AAEs provide a powerful alternative to VAEs for regularizing the latent space, offering more flexibility in the choice of the prior distribution p(z) by leveraging the strength of adversarial training.
VAE-GAN vs. AAE: Key Distinctions
While both VAE-GANs and AAEs integrate autoencoding structures with adversarial training, their primary objectives and mechanisms differ:
- Adversarial Target:
- VAE-GAN: The discriminator operates in the data space, aiming to make the VAE's decoded samples p(x∣z) more realistic.
- AAE: The discriminator operates in the latent space, aiming to make the encoder's aggregated output distribution q(z) match a predefined prior p(z).
- Primary Goal:
- VAE-GAN: To improve the perceptual quality (e.g., sharpness) of samples generated by the VAE's decoder.
- AAE: To regularize the latent space by matching its distribution to a target prior, often for better representation learning or more controlled generation.
- VAE Components:
- VAE-GAN: Typically maintains the VAE's stochastic encoder and the KL divergence term (or a variant) as part of its objective, in addition to the adversarial loss on generated samples.
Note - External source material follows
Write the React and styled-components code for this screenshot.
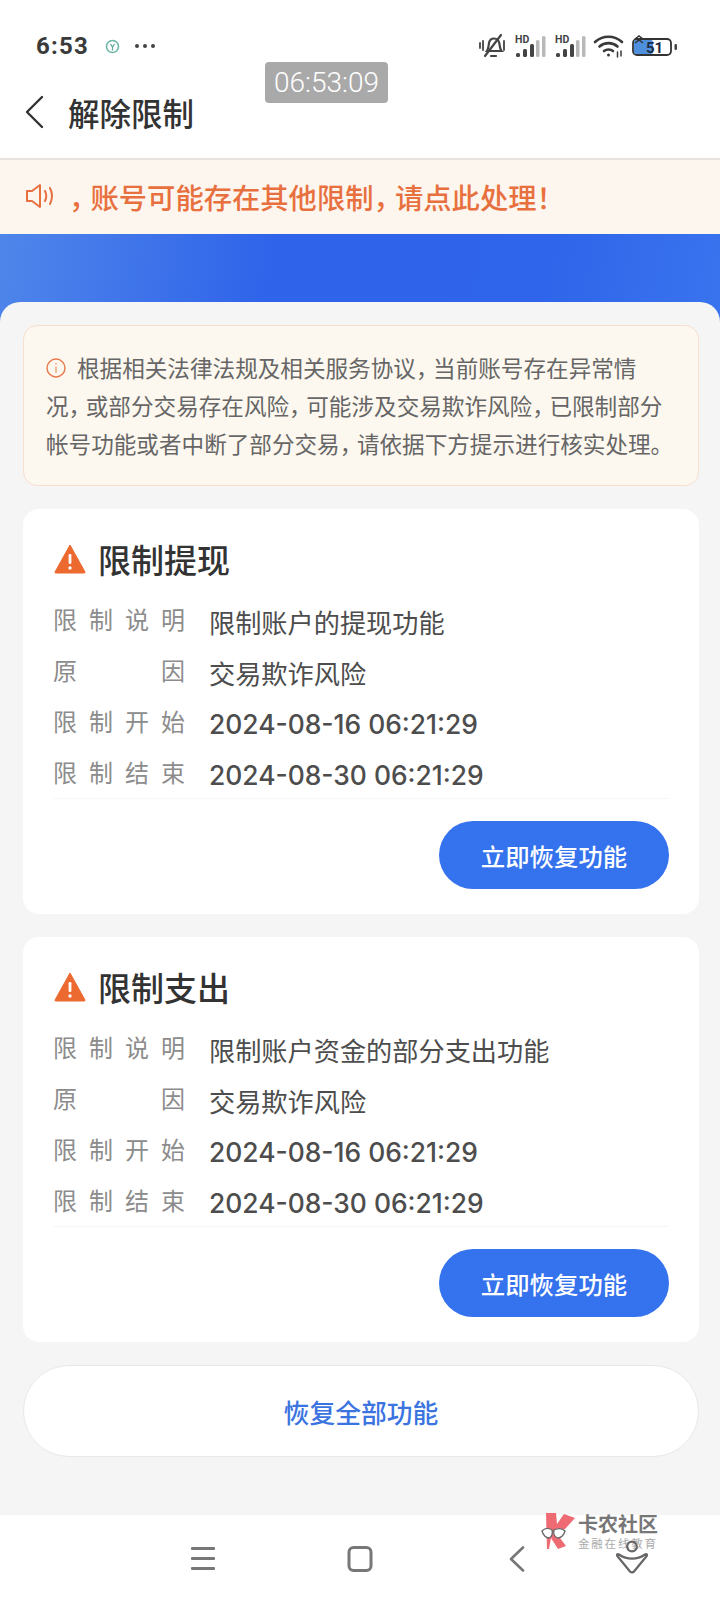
import styled, { createGlobalStyle } from 'styled-components'

const GlobalStyle = createGlobalStyle`
  html, body {
    margin: 0;
    padding: 0;
    background: #fff;
  }
  * {
    box-sizing: border-box;
  }
`

const Page = styled.div`
  position: relative;
  width: 720px;
  height: 1600px;
  display: flex;
  flex-direction: column;
  overflow: hidden;
  background: #fff;
  font-family: "Noto Sans CJK SC", "Noto Sans", sans-serif;
`

// Status bar
const StatusBar = styled.div`
  height: 60px;
  padding: 32px 42px 0 36px;
  display: flex;
  align-items: flex-start;
  justify-content: space-between;
`

const StatusLeft = styled.div`
  display: flex;
  align-items: center;
  height: 28px;
`

const Time = styled.span`
  font-family: Roboto, "Liberation Sans", sans-serif;
  font-size: 24px;
  font-weight: 700;
  letter-spacing: 1.2px;
  color: #3a3a3a;
  width: 69px;
`

const StatusRight = styled.div`
  display: flex;
  align-items: center;
  height: 28px;
`

const Signal = styled.svg`
  margin-left: ${p => p.$gap}px;
`

const Clock = styled.div`
  position: absolute;
  left: 265px;
  top: 62px;
  width: 123px;
  height: 41px;
  border-radius: 4px;
  background: #a9a9a9;
  color: #fff;
  font-family: Roboto, "Liberation Sans", sans-serif;
  font-size: 28px;
  font-weight: 300;
  display: flex;
  align-items: center;
  justify-content: center;
`

// Title bar
const TitleBar = styled.div`
  height: 98px;
  padding: 6px 0 0 24px;
  display: flex;
  align-items: center;
`

const PageTitle = styled.h1`
  margin: 0 0 0 24px;
  font-size: 31.5px;
  font-weight: 500;
  color: #333;
`

const Notice = styled.div`
  height: 76px;
  border-top: 2px solid #e6e3e0;
  background: #fdf6ee;
  padding: 0 0 2px 25px;
  display: flex;
  align-items: center;
  color: #e8703f;
  font-size: 28.3px;
  font-weight: 500;
`

const NoticeText = styled.span`
  margin-left: 14px;
  white-space: nowrap;
`

// the phone font has narrower commas than Noto
const Comma = styled.span`
  letter-spacing: -0.24em;
`

const Banner = styled.div`
  flex: 1;
  display: flex;
  flex-direction: column;
  padding-top: 68px;
  background: linear-gradient(100deg, #4f86ea 0%, #2f63ea 38%, #2f65ea 75%, #3a74ee 100%) top / 100% 100px no-repeat;
`

const Sheet = styled.main`
  flex: 1;
  background: #f5f5f5;
  border-radius: 20px 20px 0 0;
  padding: 23px 21px 0 23px;
  display: flex;
  flex-direction: column;
`

const Alert = styled.div`
  height: 161px;
  border: 1.5px solid #f6dfcf;
  border-radius: 14px;
  background: #fdf8ef;
  padding: 23px 10px 0 22px;
  font-size: 22.6px;
  line-height: 38px;
  color: #666;
  white-space: nowrap;
`

const AlertLine = styled.div`
  display: flex;
  align-items: center;
  height: 38px;
`

const AlertIcon = styled.svg`
  margin-right: 11px;
  flex: none;
`

const Card = styled.section`
  height: 405px;
  margin-top: 23px;
  background: #fff;
  border-radius: 16px;
  padding: 29px 30px 0 30px;
`

const CardHead = styled.div`
  display: flex;
  align-items: center;
  height: 42px;
  margin-bottom: 16px;
  padding-left: 1px;
`

const CardTitle = styled.h2`
  margin: 0 0 0 12px;
  font-size: 33px;
  font-weight: 500;
  color: #333;
`

const Row = styled.div`
  display: flex;
  align-items: center;
  height: 51px;
`

const Label = styled.span`
  width: 132px;
  margin-right: 24px;
  font-size: 24px;
  line-height: 30px;
  color: #8c8c8c;
  text-align: justify;
  text-align-last: justify;
  position: relative;
  top: -3px;
`

const Value = styled.span`
  font-family: ${p => (p.$date ? 'Inter, "Noto Sans CJK SC", sans-serif' : 'inherit')};
  font-size: ${p => (p.$date ? '26.4px' : '26.2px')};
  font-weight: ${p => (p.$date ? 500 : 400)};
  color: #4d4d4d;
  white-space: nowrap;
`

const Foot = styled.div`
  margin-top: -2px;
  border-top: 1px solid #f6f6f6;
  padding-top: 22px;
  display: flex;
  justify-content: flex-end;
`

const RestoreButton = styled.button`
  width: 230px;
  height: 68px;
  border: none;
  border-radius: 34px;
  background: #3572ee;
  color: #fff;
  font-family: inherit;
  font-size: 24.4px;
  font-weight: 500;
  padding: 0;
`

const RestoreAll = styled.button`
  height: 92px;
  margin-top: 23px;
  border: 1.5px solid #e8e8e8;
  border-radius: 46px;
  background: #fff;
  color: #3b74e0;
  font-family: inherit;
  font-size: 25.8px;
  font-weight: 500;
  padding: 0;
`

// Bottom navigation
const Nav = styled.nav`
  flex: none;
  height: 85px;
  background: #fff;
  display: grid;
  grid-template-columns: repeat(3, 157px);
  justify-content: center;
  align-items: start;
  justify-items: center;
  padding-top: 31px;
`

const Watermark = styled.div`
  position: absolute;
  left: 540px;
  top: 1512px;
  display: flex;
`

const MarkText = styled.div`
  margin-left: 2px;
  display: flex;
  flex-direction: column;
  color: #777;
`

const MarkName = styled.span`
  font-size: 20px;
  line-height: 24px;
  font-weight: 700;
  white-space: nowrap;
`

const MarkSub = styled.span`
  font-size: 11.5px;
  line-height: 14px;
  letter-spacing: 1.8px;
  color: #aaa;
  white-space: nowrap;
`

const PersonIcon = styled.svg`
  position: absolute;
  left: 616px;
  top: 1540px;
`

function WarnIcon() {
  return (
    <svg width="32" height="30" viewBox="0 0 32 30">
      <path d="M16 1 L31 28 Q31.5 29 30 29 L2 29 Q.5 29 1 28 Z" fill="#ec6a30" stroke="#ec6a30" strokeLinejoin="round" />
      <rect x="14.6" y="10" width="2.8" height="10" rx="1.2" fill="#fff" />
      <circle cx="16" cy="24" r="1.7" fill="#fff" />
    </svg>
  )
}

function SignalIcon({ gap }) {
  return (
    <Signal $gap={gap} width="32" height="24" viewBox="0 0 32 24">
      <text x="0" y="9" fontFamily="Roboto, sans-serif" fontSize="10.5" fontWeight="700" fill="#444">HD</text>
      <rect x="1" y="19" width="4" height="4" rx="1.5" fill="#444" />
      <rect x="8" y="15" width="4" height="8" rx="1.5" fill="#444" />
      <rect x="15" y="10" width="4" height="13" rx="1.5" fill="#444" />
      <rect x="21" y="6" width="3.5" height="17" rx="1.5" fill="#b8b8b8" />
      <rect x="27" y="2" width="3.5" height="21" rx="1.5" fill="#b8b8b8" />
    </Signal>
  )
}

const limits = [
  { title: '限制提现', desc: '限制账户的提现功能' },
  { title: '限制支出', desc: '限制账户资金的部分支出功能' },
]

const COMMA = <Comma>{'\uFF0C'}</Comma>
const BANG = '\uFF01'

export default function App() {
  return (
    <Page>
      <GlobalStyle />
      <StatusBar>
        <StatusLeft>
          <Time>6:53</Time>
          <svg width="16" height="16" viewBox="0 0 16 16" fill="none">
            <circle cx="7.5" cy="8.5" r="6" stroke="#6db7a8" strokeWidth="1.6" />
            <path d="M5.5 6l2 3 2-3M7.5 9v3.5" stroke="#5fa99a" strokeWidth="1.3" />
          </svg>
          <svg width="24" height="16" viewBox="0 0 24 16" style={{ marginLeft: 12 }}>
            <circle cx="4" cy="8" r="2" fill="#444" />
            <circle cx="12" cy="8" r="2" fill="#444" />
            <circle cx="20" cy="8" r="2" fill="#444" />
          </svg>
        </StatusLeft>
        <StatusRight>
          <svg width="30" height="26" viewBox="0 0 30 26" fill="none" stroke="#444" strokeWidth="2.2" strokeLinecap="round">
            <path d="M9 18c1.500-2 1.500-5 2-8 .6-3 3-4.500 5-4.500 3 0 5 2.500 5.500 5.500.4 3 .5 5.500 2 7H9z" />
            <path d="M13 23h5" />
            <path d="M7 23L23 2" />
            <path d="M2 10v5M5 8v9M26 8v9" strokeWidth="1.800" />
          </svg>
          <SignalIcon gap={7} />
          <SignalIcon gap={8} />
          <svg width="32" height="24" viewBox="0 0 32 24" fill="none" stroke="#3a3a3a" strokeWidth="2.600" strokeLinecap="round" style={{ marginLeft: 6 }}>
            <path d="M2 8c7.500-7 19.500-7 27 0" />
            <path d="M6.500 12.500c5-4.500 13-4.500 18 0" />
            <path d="M11 17c2.500-2 6.500-2 9 0" />
            <circle cx="15.500" cy="21" r="1.500" fill="#3a3a3a" stroke="none" />
            <path d="M24.500 18v5M28 17v5" strokeWidth="1.500" />
          </svg>
          <svg width="46" height="24" viewBox="0 0 46 24" fill="none" style={{ marginLeft: 7 }}>
            <rect x="1" y="5" width="38" height="16" rx="4" stroke="#333" strokeWidth="1.800" fill="#fff" />
            <rect x="2" y="6" width="19" height="14" rx="2" fill="#4e90dd" />
            <path d="M3 5l4-3 4 3M3 9l4-3 4 3" stroke="#333" strokeWidth="1.500" />
            <text x="14" y="18.500" fontFamily="Roboto, sans-serif" fontSize="15" fontWeight="700" fill="#1d2a44">51</text>
            <rect x="42.500" y="10" width="2.500" height="6" rx="1.200" fill="#444" />
          </svg>
        </StatusRight>
      </StatusBar>
      <Clock>06:53:09</Clock>

      <TitleBar>
        <svg width="20" height="34" viewBox="0 0 20 34" fill="none" stroke="#333" strokeWidth="2.400" strokeLinecap="round" strokeLinejoin="round">
          <path d="M18 2L3 17l15 15" />
        </svg>
        <PageTitle>解除限制</PageTitle>
      </TitleBar>

      <Notice>
        <svg width="30" height="26" viewBox="0 0 30 26" fill="none" stroke="#e8703f" strokeWidth="2" strokeLinejoin="round" strokeLinecap="round">
          <path d="M2 8h5l8-6v22l-8-6H2z" />
          <path d="M20 8c1.500 3 1.500 7 0 10M25 5c2.500 5 2.500 11 0 16" />
        </svg>
        <NoticeText>{COMMA}账号可能存在其他限制{COMMA}请点此处理{BANG}</NoticeText>
      </Notice>

      <Banner>
        <Sheet>
          <Alert>
            <AlertLine>
              <AlertIcon width="20" height="20" viewBox="0 0 20 20" fill="none">
                <circle cx="10" cy="10" r="9" stroke="#e8784a" strokeWidth="1.400" />
                <path d="M10 8.500v6.500M10 5v1.500" stroke="#eda070" strokeWidth="1.400" />
              </AlertIcon>
              <span>根据相关法律法规及相关服务协议{COMMA}当前账号存在异常情</span>
            </AlertLine>
            <div>况{COMMA}或部分交易存在风险{COMMA}可能涉及交易欺诈风险{COMMA}已限制部分</div>
            <div>帐号功能或者中断了部分交易{COMMA}请依据下方提示进行核实处理。</div>
          </Alert>

          {limits.map(item => (
            <Card key={item.title}>
              <CardHead>
                <WarnIcon />
                <CardTitle>{item.title}</CardTitle>
              </CardHead>
              <Row>
                <Label>限 制 说 明</Label>
                <Value>{item.desc}</Value>
              </Row>
              <Row>
                <Label>原 因</Label>
                <Value>交易欺诈风险</Value>
              </Row>
              <Row>
                <Label>限 制 开 始</Label>
                <Value $date>2024-08-16 06:21:29</Value>
              </Row>
              <Row>
                <Label>限 制 结 束</Label>
                <Value $date>2024-08-30 06:21:29</Value>
              </Row>
              <Foot>
                <RestoreButton>立即恢复功能</RestoreButton>
              </Foot>
            </Card>
          ))}

          <RestoreAll>恢复全部功能</RestoreAll>
        </Sheet>
      </Banner>

      <Nav>
        <svg width="26" height="26" viewBox="0 0 26 26" fill="#777">
          <rect x="1" y="1" width="24" height="3" rx="1" />
          <rect x="1" y="11" width="24" height="3" rx="1" />
          <rect x="1" y="21" width="24" height="3" rx="1" />
        </svg>
        <svg width="26" height="26" viewBox="0 0 26 26" fill="none" stroke="#777" strokeWidth="3">
          <rect x="2" y="1.500" width="22" height="23" rx="4.500" />
        </svg>
        <svg width="18" height="26" viewBox="0 0 18 26" fill="none" stroke="#777" strokeWidth="2.600" strokeLinecap="round" strokeLinejoin="round">
          <path d="M15 1.500L3 13l12 11.500" />
        </svg>
      </Nav>

      <Watermark>
        <svg width="36" height="38" viewBox="0 0 36 38">
          <path d="M6 1h10l1 11L24 2l11 4-10 11-8 5 9 12-8 3-7-11-2 11H7z" fill="#ee6b74" />
          <path d="M2 19c3-3 7-3 10-1 1 3 0 7-3 8-3 0-6-3-7-7z" fill="#fff" stroke="#666" strokeWidth="1.300" />
          <path d="M14 18c4-2 8-2 11 1-1 4-4 7-7 7-3-1-5-4-4-8z" fill="#fff" stroke="#666" strokeWidth="1.300" />
        </svg>
        <MarkText>
          <MarkName>卡农社区</MarkName>
          <MarkSub>金融在线教育</MarkSub>
        </MarkText>
      </Watermark>
      <PersonIcon width="32" height="34" viewBox="0 0 32 34" fill="none" stroke="#666" strokeWidth="2.200" strokeLinejoin="round">
        <circle cx="16" cy="6.500" r="4.800" />
        <path d="M3 14.500c8 5.500 18 5.500 26 0 1.500-1 2.500 0 1.500 1.800L18 31.500c-1 1.200-3 1.200-4 0L1.500 16.300c-1-1.800 0-2.800 1.500-1.800z" />
      </PersonIcon>
    </Page>
  )
}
- AAE: Uses a standard autoencoder (encoder can be deterministic or stochastic) for reconstruction and replaces the explicit KL divergence with an adversarial loss on the latent codes.
Choosing between VAE-GAN and AAE depends on the specific application. If the main goal is to generate high-fidelity samples from a VAE-like architecture, VAE-GAN is a strong candidate. If the focus is on imposing a specific structure or complex prior on the latent space without direct KL computation, AAEs offer a compelling alternative.
Both VAE-GANs and AAEs illustrate the versatility of combining ideas from different families of generative models. By understanding their respective architectures and training objectives, you can select or adapt these hybrid approaches to address specific challenges in representation learning and generative modeling, pushing beyond the capabilities of standalone VAEs or GANs. The practical implementation of these models, as explored in the hands-on exercises, will further solidify your understanding of their potential and complexities.